For several years, the Oakland author and her editors have been building conversation-worthy best-sellers out of single-word concepts. Before Bonk: The Curious Coupling of Science and Sex, there was Spook: Science Tackles the Afterlife; before that came Stiff: The Curious Lives of Human Cadavers. That simple model — a perky monosyllabic title, followed by a pithy elaboration thereof — has been a proven moneymaker in Roach's hands. And so off she goes again, this time peering into Alfred Kinsey's attic, reading up on Marie Bonaparte's clitoral relocation surgeries (not one but two), braving the hunt for Masters and Johnson's storied dick-cam, and poking around among pigs in Denmark, goats in Taiwan, and humans in lab coats everywhere — not to mention joining her husband in what she calls "the 20-Inch High Club" in a researcher's MRI machine.

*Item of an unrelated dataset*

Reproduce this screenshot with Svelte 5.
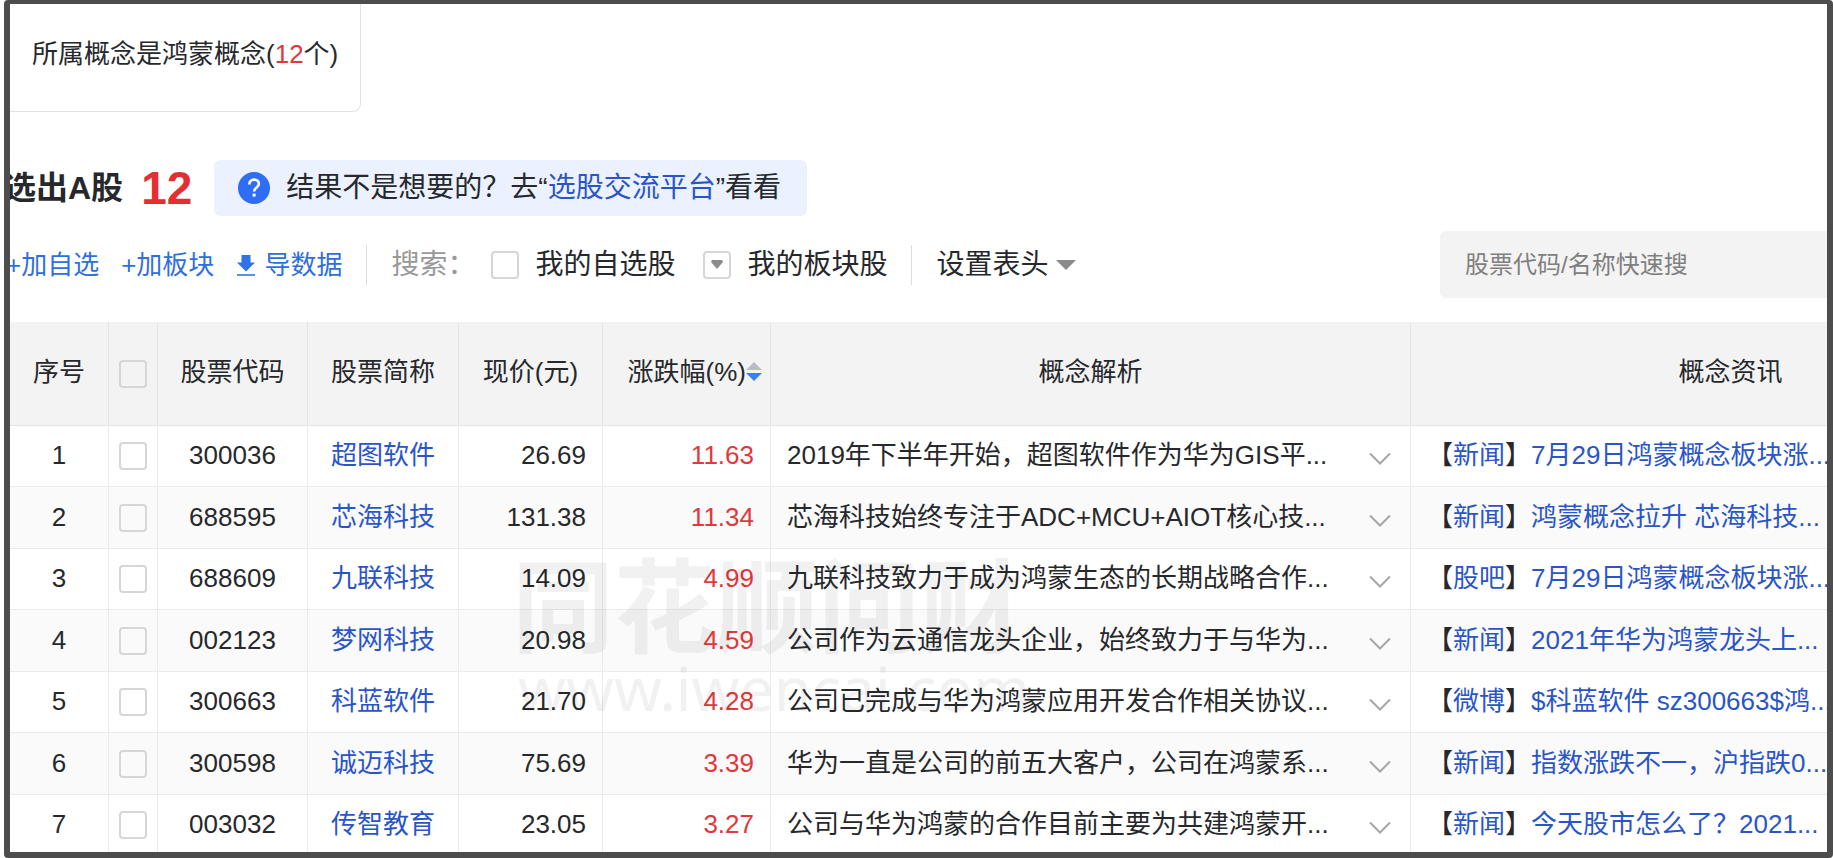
<script>
  const rows = [
    { code: '300036', name: '超图软件', price: '26.69', change: '11.63', concept: '2019年下半年开始，超图软件作为华为GIS平...', source: '新闻', news: '7月29日鸿蒙概念板块涨...' },
    { code: '688595', name: '芯海科技', price: '131.38', change: '11.34', concept: '芯海科技始终专注于ADC+MCU+AIOT核心技...', source: '新闻', news: '鸿蒙概念拉升 芯海科技...' },
    { code: '688609', name: '九联科技', price: '14.09', change: '4.99', concept: '九联科技致力于成为鸿蒙生态的长期战略合作...', source: '股吧', news: '7月29日鸿蒙概念板块涨...' },
    { code: '002123', name: '梦网科技', price: '20.98', change: '4.59', concept: '公司作为云通信龙头企业，始终致力于与华为...', source: '新闻', news: '2021年华为鸿蒙龙头上...' },
    { code: '300663', name: '科蓝软件', price: '21.70', change: '4.28', concept: '公司已完成与华为鸿蒙应用开发合作相关协议...', source: '微博', news: '$科蓝软件 sz300663$鸿...' },
    { code: '300598', name: '诚迈科技', price: '75.69', change: '3.39', concept: '华为一直是公司的前五大客户，公司在鸿蒙系...', source: '新闻', news: '指数涨跌不一，沪指跌0...' },
    { code: '003032', name: '传智教育', price: '23.05', change: '3.27', concept: '公司与华为鸿蒙的合作目前主要为共建鸿蒙开...', source: '新闻', news: '今天股市怎么了？2021...' }
  ];
</script>

<main lang="zh-CN">
  <section class="condition">所属概念是鸿蒙概念(<span class="red">12</span>个)</section>

  <header class="summary">
    <h1>选出A股</h1>
    <strong class="count">12</strong>
    <p class="hint">
      <svg width="32" height="32" viewBox="0 0 32 32" aria-hidden="true">
        <circle cx="16" cy="16" r="16" fill="#2f6df6" />
        <path d="M11.3 12.6C11.3 9.4 13.3 7.6 16.1 7.6C18.9 7.6 20.9 9.4 20.9 12C20.9 15.3 16.1 15.6 16.1 19.4" fill="none" stroke="#fff" stroke-width="2.6" />
        <rect x="14.6" y="21.6" width="3" height="3" fill="#fff" />
      </svg>
      <span>结果不是想要的？去“<a href="#platform">选股交流平台</a>”看看</span>
    </p>
  </header>

  <div class="toolbar">
    <div class="actions">
      <button type="button">+加自选</button>
      <button type="button">+加板块</button>
      <button type="button" class="export">
        <svg width="20" height="24" viewBox="0 0 20 24" aria-hidden="true">
          <path d="M5.5 2h9v7.500h4.500L10 18.500 1 9.500h4.500z" fill="#2f74e6" />
          <path d="M1 22h18" stroke="#2f74e6" stroke-width="1.600" />
        </svg>
        导数据
      </button>
    </div>
    <i class="divider"></i>
    <span class="muted">搜索：</span>
    <label class="option"><input type="checkbox" />我的自选股</label>
    <button type="button" class="option boards">
      <span class="box">
        <svg width="12" height="9" viewBox="0 0 12 9" aria-hidden="true"><path d="M1 0h10l1 2-6 7-6-7z" fill="#8c8c8c" /></svg>
      </span>
      我的板块股
    </button>
    <i class="divider"></i>
    <button type="button" class="columns">
      设置表头
      <svg width="20" height="10" viewBox="0 0 20 10" aria-hidden="true"><path d="M0 0h20L10 10z" fill="#8a8a8a" /></svg>
    </button>
    <input class="search" type="text" aria-label="股票代码/名称快速搜" placeholder="股票代码/名称快速搜" />
  </div>

  <div class="results">
    <table>
      <colgroup>
        <col class="c-index" /><col class="c-check" /><col class="c-code" /><col class="c-name" />
        <col class="c-price" /><col class="c-change" /><col /><col />
      </colgroup>
      <thead>
        <tr>
          <th>序号</th>
          <th class="check"><input type="checkbox" aria-label="全选" /></th>
          <th>股票代码</th>
          <th>股票简称</th>
          <th>现价(元)</th>
          <th class="sortable">
            <button type="button">
              涨跌幅(%)
              <svg width="16" height="20" viewBox="0 0 16 20" aria-hidden="true">
                <path d="M8 0l8 8H0z" fill="#b9bcc2" />
                <path d="M0 11h16l-8 8z" fill="#3b7ff0" />
              </svg>
            </button>
          </th>
          <th>概念解析</th>
          <th>概念资讯</th>
        </tr>
      </thead>
      <tbody>
        {#each rows as row, i}
          <tr>
            <td>{i + 1}</td>
            <td class="check"><input type="checkbox" aria-label={row.name} /></td>
            <td>{row.code}</td>
            <td><a href={'#' + row.code}>{row.name}</a></td>
            <td class="num">{row.price}</td>
            <td class="num red">{row.change}</td>
            <td>
              <div class="concept">
                <span>{row.concept}</span>
                <button type="button" aria-label="展开">
                  <svg width="22" height="14" viewBox="0 0 22 14" aria-hidden="true"><path d="M1 1.5l10 10 10-10" fill="none" stroke="#a6a6a6" stroke-width="2" /></svg>
                </button>
              </div>
            </td>
            <td class="news">【<a href={'#source-' + row.code}>{row.source}</a>】<a href={'#news-' + row.code}>{row.news}</a></td>
          </tr>
        {/each}
      </tbody>
    </table>
    <div class="watermark" aria-hidden="true">
      <b>同花顺问财</b>
      <span>www.iwencai.com</span>
    </div>
  </div>
</main>

<style>
  :global(body) {
    margin: 0;
    background: #fff;
  }

  main {
    box-sizing: border-box;
    height: 100vh;
    margin-left: 4px;
    overflow: hidden;
    border: 6px solid #4d4d4d;
    border-top-width: 4px;
    border-radius: 4px;
    background: #fff;
    color: #26282c;
    font: 26px/32px "Liberation Sans", "Noto Sans CJK SC", sans-serif;
  }

  button {
    padding: 0;
    border: 0;
    background: none;
    color: inherit;
    font: inherit;
    white-space: nowrap;
    cursor: pointer;
  }

  svg {
    display: block;
    flex: none;
  }

  a {
    color: #2a55c8;
    text-decoration: none;
  }

  .red {
    color: #e2383b;
  }

  .condition {
    width: fit-content;
    padding: 34px 22px 41px 22px;
    border: 1px solid #e2e2e2;
    border-width: 0 1px 1px 0;
    border-radius: 0 0 8px 0;
  }

  .summary {
    display: flex;
    align-items: center;
    margin: 48px 0 0 -6px;
  }

  h1 {
    margin: 0;
    font-size: 32px;
    line-height: 40px;
    white-space: nowrap;
  }

  .count {
    margin: 0 22px 0 18px;
    color: #e62e32;
    font-size: 46px;
    line-height: 56px;
  }

  .hint {
    display: flex;
    align-items: center;
    gap: 16px;
    margin: 0;
    padding: 12px 26px 12px 24px;
    border-radius: 6px;
    background: #ebf1ff;
    font-size: 28px;
    white-space: nowrap;
  }

  .toolbar {
    display: flex;
    align-items: center;
    margin: 15px 0 24px -4px;
    font-size: 28px;
    white-space: nowrap;
  }

  .actions {
    display: flex;
    gap: 22px;
    color: #2f6fdd;
    font-size: 26px;
  }

  .export {
    display: flex;
    align-items: center;
    gap: 8px;
  }

  .divider {
    width: 1px;
    height: 40px;
    margin: 0 24px;
    background: #dcdcdc;
  }

  .muted {
    color: #999;
  }

  .option {
    display: flex;
    align-items: center;
    gap: 16px;
    margin-left: 16px;
  }

  .boards {
    margin-left: 28px;
  }

  .columns {
    display: flex;
    align-items: center;
    gap: 8px;
  }

  input[type="checkbox"],
  .box {
    box-sizing: border-box;
    display: block;
    width: 28px;
    height: 28px;
    margin: 0;
    border: 2px solid #d6d6d6;
    border-radius: 4px;
    appearance: none;
  }

  .box {
    display: grid;
    place-items: center;
  }

  .search {
    box-sizing: border-box;
    width: 387px;
    height: 67px;
    margin-left: auto;
    padding: 0 25px;
    border: 0;
    border-radius: 6px 0 0 6px;
    background: #f3f3f3;
    color: #333;
    font: 24px/32px "Liberation Sans", "Noto Sans CJK SC", sans-serif;
  }

  .search::placeholder {
    color: #808080;
    opacity: 1;
  }

  .results {
    position: relative;
  }

  table {
    width: calc(100% + 224px);
    border-collapse: separate;
    border-spacing: 0;
    table-layout: fixed;
    white-space: nowrap;
  }

  .c-index { width: 99px; }
  .c-check { width: 49px; }
  .c-code { width: 150px; }
  .c-name { width: 151px; }
  .c-price { width: 144px; }
  .c-change { width: 168px; }

  th,
  td {
    box-sizing: border-box;
    padding: 0 0 2px;
    border: 1px solid #ebebeb;
    border-width: 0 1px 1px 0;
    text-align: center;
    font-weight: 400;
  }

  th {
    height: 104px;
    padding-bottom: 4px;
    border-color: #e4e4e4;
    background: #f3f3f3;
  }

  td {
    height: 61px;
  }

  .check {
    padding: 0;
  }

  tr:nth-child(even) td {
    height: 62px;
    background: #fafafa;
  }

  th input[type="checkbox"],
  td input[type="checkbox"] {
    margin: 0 auto;
  }

  .sortable button {
    display: flex;
    align-items: center;
    margin: 0 8px 0 auto;
  }

  td.num {
    padding-right: 16px;
    text-align: right;
  }

  .concept {
    display: flex;
    align-items: center;
    justify-content: space-between;
    padding: 0 19px 0 16px;
  }

  .concept button {
    padding-top: 8px;
  }

  td.news {
    padding-left: 16px;
    text-align: left;
  }

  .watermark {
    position: absolute;
    top: 230px;
    left: 502px;
    display: flex;
    flex-direction: column;
    color: #000;
    opacity: 0.05;
    white-space: nowrap;
    pointer-events: none;
  }

  .watermark b {
    font-size: 102px;
    font-weight: 600;
    line-height: 116px;
  }

  .watermark span {
    padding-left: 6px;
    font: 61px/40px "Noto Sans", sans-serif;
  }
</style>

Roach contemplates orgasmic experiments comparing prostitutes with feminists. She investigates behaviorist John B. Watson's assessment of sexuality as "the thing that causes the most shipwrecks in the happiness of men and women." She evaluates the marriage manuals of the 1930s: "It was a good time to be a woman. They got the vote, they got birth control, and now they had husbands who gave genital kisses and finger friction." She even studies pelvic-floor-muscle exercise videos (narrated with lines like "Notice the lifting of the scrotum") so we don't have to, although some among us should at least have the lifted scrotums to admit that we may kinda want to. Because it's funny.

A lot of it is funny. And not just "those rare shining moments when urology approaches high comedy," as she puts it, but pretty much the entire thoroughly and lucidly reported experience. Spend enough time alone with Bonk — or read it aloud to a loved one — and you might start to think that the funniness, the inevitable absurdity of it all, really is the main point.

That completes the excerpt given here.